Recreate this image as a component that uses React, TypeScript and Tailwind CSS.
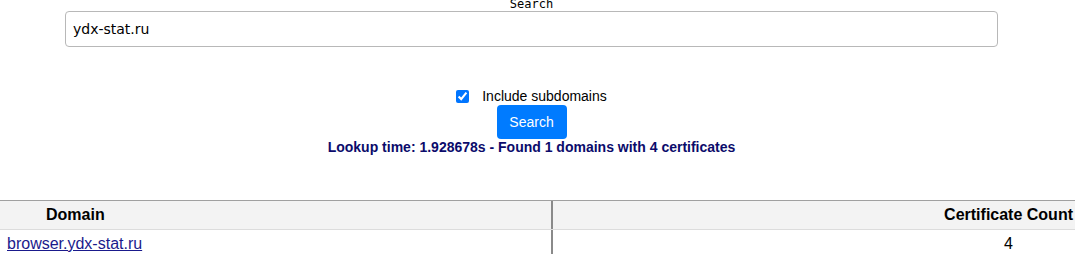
import React from "react";

export default function App() {
  return (
    <div className="w-[1075px] h-[254px] overflow-hidden bg-white font-['Liberation_Sans',Arial,sans-serif] text-black">
      <div className="w-[1063px] flex flex-col items-center">
        <div className="mt-[-3px] h-[14px] leading-[14px] text-[12px] font-['DejaVu_Sans_Mono',monospace] text-black">
          Search
        </div>
        <input
          readOnly
          value="ydx-stat.ru"
          className="mt-0 w-[933px] h-[36px] border border-[#b8b8b8] rounded-[4px] px-[7px] text-[14px] font-['DejaVu_Sans',sans-serif] text-black outline-none"
        />
        <label className="mt-[40px] flex items-center h-[18px] text-[14px]">
          <input type="checkbox" checked readOnly className="w-[13px] h-[13px] m-0 mr-[13px] accent-[#0075ff]" />
          <span>Include subdomains</span>
        </label>
        <button className="mt-0 w-[70px] h-[34px] rounded-[4px] bg-[#007bff] text-white text-[14px]">
          Search
        </button>
        <div className="mt-0 h-[16px] leading-[16px] text-[14px] font-bold text-[#0b0b6b]">
          Lookup time: 1.928678s - Found 1 domains with 4 certificates
        </div>
      </div>
      <div className="mt-[45px] w-[1075px] border-t border-[#a0a0a0]">
        <div className="flex h-[29px] bg-[#f3f3f3] border-b border-[#dcdcdc]">
          <div className="w-[551px] pl-[46px] flex items-center font-bold text-[16px]">Domain</div>
          <div className="w-[2px] bg-[#8a8a8a]" />
          <div className="flex-1 pr-[2px] flex items-center justify-end font-bold text-[16px]">Certificate Count</div>
        </div>
        <div className="flex h-[28px]">
          <div className="w-[551px] pl-[7px] flex items-center text-[16px]">
            <a href="#" className="underline text-[#1a1a8c]">browser.ydx-stat.ru</a>
          </div>
          <div className="w-[2px] bg-[#8a8a8a]" />
          <div className="flex-1 pr-[62px] flex items-center justify-end text-[16px]">4</div>
        </div>
      </div>
    </div>
  );
}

::::::::::

**Exercise**
Return the full material word for word. Do not include the pictures.

**Solved problem**
Recreate this image as a component that uses React, TypeScript and Tailwind CSS.
import React from "react";

export default function App() {
  return (
    <div className="w-[1075px] h-[254px] overflow-hidden bg-white font-['Liberation_Sans',Arial,sans-serif] text-black">
      <div className="w-[1063px] flex flex-col items-center">
        <div className="mt-[-3px] h-[14px] leading-[14px] text-[12px] font-['DejaVu_Sans_Mono',monospace] text-black">
          Search
        </div>
        <input
          readOnly
          value="ydx-stat.ru"
          className="mt-0 w-[933px] h-[36px] border border-[#b8b8b8] rounded-[4px] px-[7px] text-[14px] font-['DejaVu_Sans',sans-serif] text-black outline-none"
        />
        <label className="mt-[40px] flex items-center h-[18px] text-[14px]">
          <input type="checkbox" checked readOnly className="w-[13px] h-[13px] m-0 mr-[13px] accent-[#0075ff]" />
          <span>Include subdomains</span>
        </label>
        <button className="mt-0 w-[70px] h-[34px] rounded-[4px] bg-[#007bff] text-white text-[14px]">
          Search
        </button>
        <div className="mt-0 h-[16px] leading-[16px] text-[14px] font-bold text-[#0b0b6b]">
          Lookup time: 1.928678s - Found 1 domains with 4 certificates
        </div>
      </div>
      <div className="mt-[45px] w-[1075px] border-t border-[#a0a0a0]">
        <div className="flex h-[29px] bg-[#f3f3f3] border-b border-[#dcdcdc]">
          <div className="w-[551px] pl-[46px] flex items-center font-bold text-[16px]">Domain</div>
          <div className="w-[2px] bg-[#8a8a8a]" />
          <div className="flex-1 pr-[2px] flex items-center justify-end font-bold text-[16px]">Certificate Count</div>
        </div>
        <div className="flex h-[28px]">
          <div className="w-[551px] pl-[7px] flex items-center text-[16px]">
            <a href="#" className="underline text-[#1a1a8c]">browser.ydx-stat.ru</a>
          </div>
          <div className="w-[2px] bg-[#8a8a8a]" />
          <div className="flex-1 pr-[62px] flex items-center justify-end text-[16px]">4</div>
        </div>
      </div>
    </div>
  );
}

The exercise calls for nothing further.